For running kinit: Log into RStudio -->Tools-->Shell --> run kinit
Once you generate kgt ticket, then user can do what ever he wants to do on Kerberised hadoop cluster from RStudio
Created 03-30-2017 05:45 AM
Just FYI..Open source Rstudio doesn't support Kerberised hadoop cluster. we need to have license in-order to work kerberised cluster.
let me know if you are using licensed version of RStudio.
Created 03-30-2017 05:54 AM
Thanks for your response. We are using the licensed version RStudioServer Pro. Can you throw some light on the questions posted?
Created 03-30-2017 06:03 AM
User has to run kinit from RStudio Web on daily basis.
For running kinit: Log into RStudio -->Tools-->Shell --> run kinit
Once you generate kgt ticket, then user can do what ever he wants to do on Kerberised hadoop cluster from RStudio
Created 03-30-2017 06:15 AM
Thanks for the very quick response. I will try that out.
Do you have any insights into the question 1 in the orginal post?
Created 03-30-2017 06:30 AM
We installed R only on client nodes for Tez engine, i think for SPARK engine also same.
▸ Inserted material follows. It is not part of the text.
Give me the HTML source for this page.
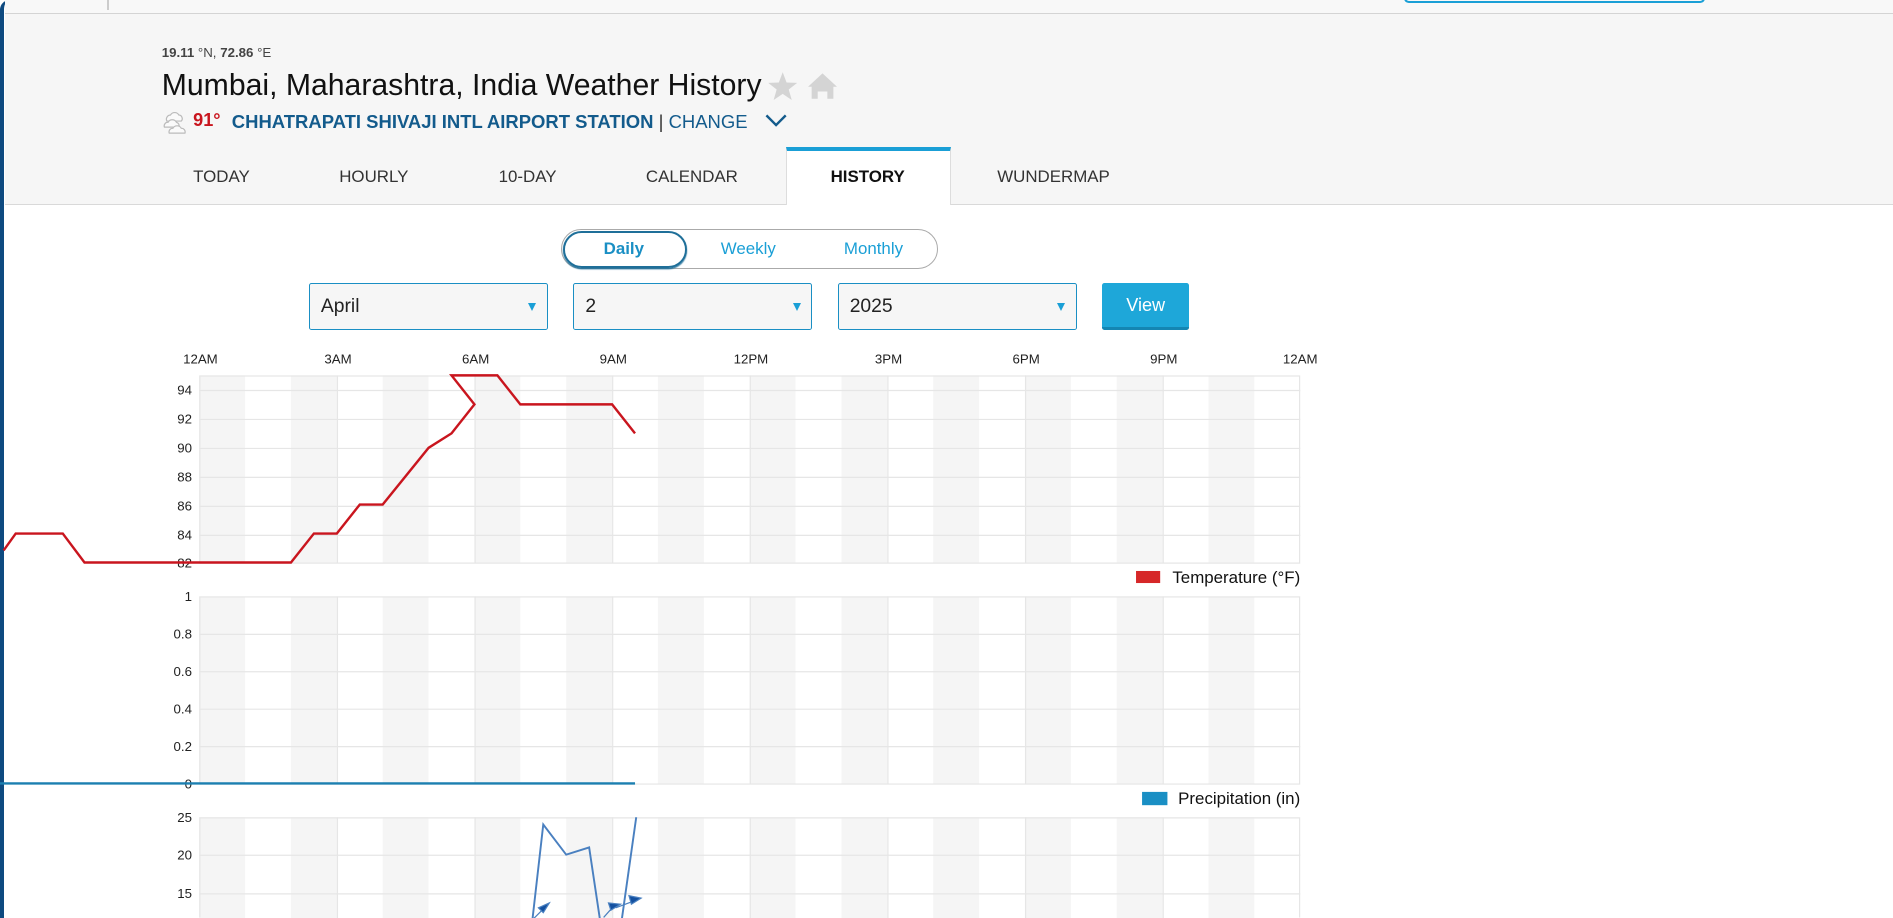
<!DOCTYPE html>
<html style="overflow:hidden;height:918px"><head><meta charset="utf-8"><style>
html,body{margin:0;padding:0;}
body{width:1568px;height:760px;overflow:hidden;zoom:1.20727;background:#fff;font-family:"Liberation Sans",Arial,sans-serif;position:relative;}
.abs{position:absolute;}
#frame{position:absolute;left:0;top:0;width:1568px;height:760px;border-left:4px solid #0e4a80;border-top-left-radius:8px;box-sizing:border-box;}
#top{left:4px;top:0;width:1564px;height:11px;background:#f8f8f8;border-bottom:1px solid #d4d4d4;}
#hdr{left:4px;top:12px;width:1564px;height:157px;background:#f6f6f6;border-bottom:1px solid #d9d9d9;}
.tab{position:absolute;top:138px;font-size:14px;color:#333;}
.sel{position:absolute;top:234px;height:39px;border:1px solid #1a8fc4;border-radius:2px;background:#f6f6f6;box-sizing:border-box;font-size:16px;color:#222;padding:10px 0 0 9px;}
.sel:after{content:"";position:absolute;right:9px;top:16px;border-left:4px solid transparent;border-right:4px solid transparent;border-top:7px solid #1a9fd6;}
svg text{font-family:"Liberation Sans",Arial,sans-serif;}
</style></head><body>
<div id="frame"></div>
<div class="abs" id="top"></div>
<div class="abs" style="left:89px;top:0;width:1px;height:8px;background:#ccc"></div>
<div class="abs" style="left:1163px;top:-4px;width:246px;height:5px;border:2px solid #1a9fd6;border-top:none;border-radius:0 0 4px 4px"></div>
<div class="abs" id="hdr"></div>
<div class="abs" style="left:134px;top:37px;font-size:11px;color:#444"><b>19.11</b> °N, <b>72.86</b> °E</div>
<div class="abs" style="left:134px;top:57px;font-size:25px;color:#111;white-space:nowrap">Mumbai, Maharashtra, India Weather History</div>
<svg class="abs" style="left:635px;top:59px" width="60" height="26" viewBox="0 0 60 26">
<polygon points="13,1 16.2,9.5 25,9.8 18,15.3 20.5,24 13,19 5.5,24 8,15.3 1,9.8 9.8,9.5" fill="#d4d4d4"/>
<path d="M46 2 L58 13 L55 13 L55 23 L50 23 L50 17 L42 17 L42 23 L37 23 L37 13 L34 13 Z" fill="#d4d4d4"/>
</svg>
<svg class="abs" style="left:134px;top:90px" width="22" height="22" viewBox="0 0 22 22" fill="#fafafa" stroke="#bbb" stroke-width="1">
<path d="M4 10 a3.5 3.5 0 0 1 3-5 a4 4 0 0 1 7 0 a3 3 0 0 1 2 5 Z"/>
<path d="M2 15 a3 3 0 0 1 3-4 a4 4 0 0 1 7 0 a3 3 0 0 1 2 4 Z"/>
<path d="M6 20 a3 3 0 0 1 3-4 a4 4 0 0 1 7 0 a3 3 0 0 1 3 4 Z"/>
</svg>
<div class="abs" style="left:160px;top:91px;font-size:15px;font-weight:bold;color:#c9151e">91°</div>
<div class="abs" style="left:192px;top:92px;font-size:15.3px;font-weight:bold;color:#135b8c;white-space:nowrap">CHHATRAPATI SHIVAJI INTL AIRPORT STATION <span style="font-weight:normal;color:#333">|</span> <span style="font-weight:normal">CHANGE</span></div>
<svg class="abs" style="left:633px;top:94px" width="20" height="12" viewBox="0 0 20 12"><path d="M2 2 L10 10 L18 2" fill="none" stroke="#135b8c" stroke-width="2"/></svg>
<div class="tab" style="left:160px">TODAY</div>
<div class="tab" style="left:281px">HOURLY</div>
<div class="tab" style="left:413px">10-DAY</div>
<div class="tab" style="left:535px">CALENDAR</div>
<div class="abs" style="left:651px;top:122px;width:137px;height:48px;background:#fff;border-top:4px solid #1a9fd6;border-left:1px solid #ddd;border-right:1px solid #ddd;box-sizing:border-box"></div>
<div class="tab" style="left:688px;font-weight:bold;color:#111">HISTORY</div>
<div class="tab" style="left:826px">WUNDERMAP</div>

<div class="abs" style="left:465px;top:190px;width:312px;height:33px;border:1px solid #aaa;border-radius:17px;box-sizing:border-box"></div>
<div class="abs" style="left:466px;top:191px;width:103px;height:31px;border:2px solid #1f6f99;border-radius:16px;box-sizing:border-box;box-shadow:0 1px 1px #1f6f99"></div>
<div class="abs" style="left:500px;top:198px;font-size:14px;font-weight:bold;color:#1a8fc4">Daily</div>
<div class="abs" style="left:597px;top:198px;font-size:14px;color:#1a9fd6">Weekly</div>
<div class="abs" style="left:699px;top:198px;font-size:14px;color:#1a9fd6">Monthly</div>

<div class="sel" style="left:256px;width:198px">April</div>
<div class="sel" style="left:475px;width:198px">2</div>
<div class="sel" style="left:694px;width:198px">2025</div>
<div class="abs" style="left:913px;top:234px;width:72px;height:39px;background:#1ea7d9;border-bottom:3px solid #1486b3;border-radius:2px;box-sizing:border-box;color:#fff;font-size:15px;text-align:center;line-height:37px">View</div>

<svg class="abs" style="left:0;top:285px" width="1100" height="475" viewBox="0 285 1100 475">
<defs>
<g id="stripes">
<rect x="165" width="38" height="1000" fill="#f5f5f5"/><rect x="241" width="38" height="1000" fill="#f5f5f5"/><rect x="317" width="38" height="1000" fill="#f5f5f5"/><rect x="393" width="38" height="1000" fill="#f5f5f5"/><rect x="469" width="38" height="1000" fill="#f5f5f5"/><rect x="545" width="38" height="1000" fill="#f5f5f5"/><rect x="621" width="38" height="1000" fill="#f5f5f5"/><rect x="697" width="38" height="1000" fill="#f5f5f5"/><rect x="773" width="38" height="1000" fill="#f5f5f5"/><rect x="849" width="38" height="1000" fill="#f5f5f5"/><rect x="925" width="38" height="1000" fill="#f5f5f5"/><rect x="1001" width="38" height="1000" fill="#f5f5f5"/>
<g stroke="#e6e6e6" stroke-width="1"><path d="M279.5 0V1000M393.5 0V1000M507.5 0V1000M621.5 0V1000M735.5 0V1000M849.5 0V1000M963.5 0V1000"/></g>
</g>
<clipPath id="c1"><rect x="165" y="311" width="912" height="155"/></clipPath>
<clipPath id="c2"><rect x="165" y="494" width="912" height="155"/></clipPath>
<clipPath id="c3"><rect x="165" y="677" width="912" height="90"/></clipPath>
</defs>
<g font-size="11" fill="#222" text-anchor="middle">
<text x="166" y="301">12AM</text><text x="280" y="301">3AM</text><text x="394" y="301">6AM</text><text x="508" y="301">9AM</text><text x="622" y="301">12PM</text><text x="736" y="301">3PM</text><text x="850" y="301">6PM</text><text x="964" y="301">9PM</text><text x="1077" y="301">12AM</text>
</g>
<g clip-path="url(#c1)"><use href="#stripes"/></g>
<rect x="165.5" y="311.5" width="911" height="155" fill="none" stroke="#e6e6e6"/>
<g stroke="#e6e6e6"><path d="M165 323.5H1077M165 347.5H1077M165 371.5H1077M165 395.5H1077M165 419.5H1077M165 443.5H1077"/></g>
<g font-size="11" fill="#222" text-anchor="end"><text x="159" y="327">94</text><text x="159" y="351">92</text><text x="159" y="375">90</text><text x="159" y="399">88</text><text x="159" y="423">86</text><text x="159" y="447">84</text><text x="159" y="470">82</text></g>
<polyline fill="none" stroke="#c9151e" stroke-width="2" points="3,456 13,442 52,442 70,466 241,466 260,442 279,442 298,418 317,418 355,371 374,359 393,335 374,311 412,311 431,335 507,335 526,359"/>
<rect x="941" y="473" width="20" height="10" fill="#d62728"/>
<text x="1077" y="483" font-size="14" text-anchor="end" fill="#111">Temperature (°F)</text>
<g clip-path="url(#c2)"><use href="#stripes"/></g>
<rect x="165.5" y="494.5" width="911" height="155" fill="none" stroke="#e6e6e6"/>
<g stroke="#e6e6e6"><path d="M165 525.5H1077M165 556.5H1077M165 587.5H1077M165 618.5H1077"/></g>
<g font-size="11" fill="#222" text-anchor="end"><text x="159" y="498">1</text><text x="159" y="529">0.8</text><text x="159" y="560">0.6</text><text x="159" y="591">0.4</text><text x="159" y="622">0.2</text><text x="159" y="653">0</text></g>
<line x1="0" y1="649" x2="526" y2="649" stroke="#1b7fb0" stroke-width="2"/>
<rect x="946" y="656" width="21" height="11" fill="#1a8fc4"/>
<text x="1077" y="666" font-size="14" text-anchor="end" fill="#111">Precipitation (in)</text>
<g clip-path="url(#c3)"><use href="#stripes"/></g>
<path d="M165.5 760V677.5H1076.5V760" fill="none" stroke="#e6e6e6"/>
<g stroke="#e6e6e6"><path d="M165 708.5H1077M165 740.5H1077"/></g>
<g font-size="11" fill="#222" text-anchor="end"><text x="159" y="681">25</text><text x="159" y="712">20</text><text x="159" y="744">15</text></g>
<polyline fill="none" stroke="#4a80c0" stroke-width="1.6" points="441,762 450,683 469,708 488,702 497,762"/>
<polyline fill="none" stroke="#4a80c0" stroke-width="1.6" points="515,762 527,677"/>
<g fill="#1350a0" stroke="#4a80c0" stroke-width="1">
<line x1="441" y1="762" x2="452" y2="751"/><polygon points="455,748 446,752 450,756"/>
<line x1="500" y1="760" x2="508" y2="751"/><polygon points="514,749 504,748 506,754"/>
<line x1="510" y1="752" x2="526" y2="746"/><polygon points="531,744 521,742 523,749"/>
</g>
</svg>
</body></html>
Created 03-30-2017 06:40 AM
Ok.. so my understanding was correct. We wouldn't need to have R installed on all the cluster nodes. The client node with RStudioServer only needs it(and it will definitely have it) ?
Created 03-30-2017 06:55 AM
I think yes, we installed only on client nodes, All my R scripts are also written to run on one node from Local Linux . I mean not written in MR fashion to execute the R scripts on all the nodes using Hadoop flavor.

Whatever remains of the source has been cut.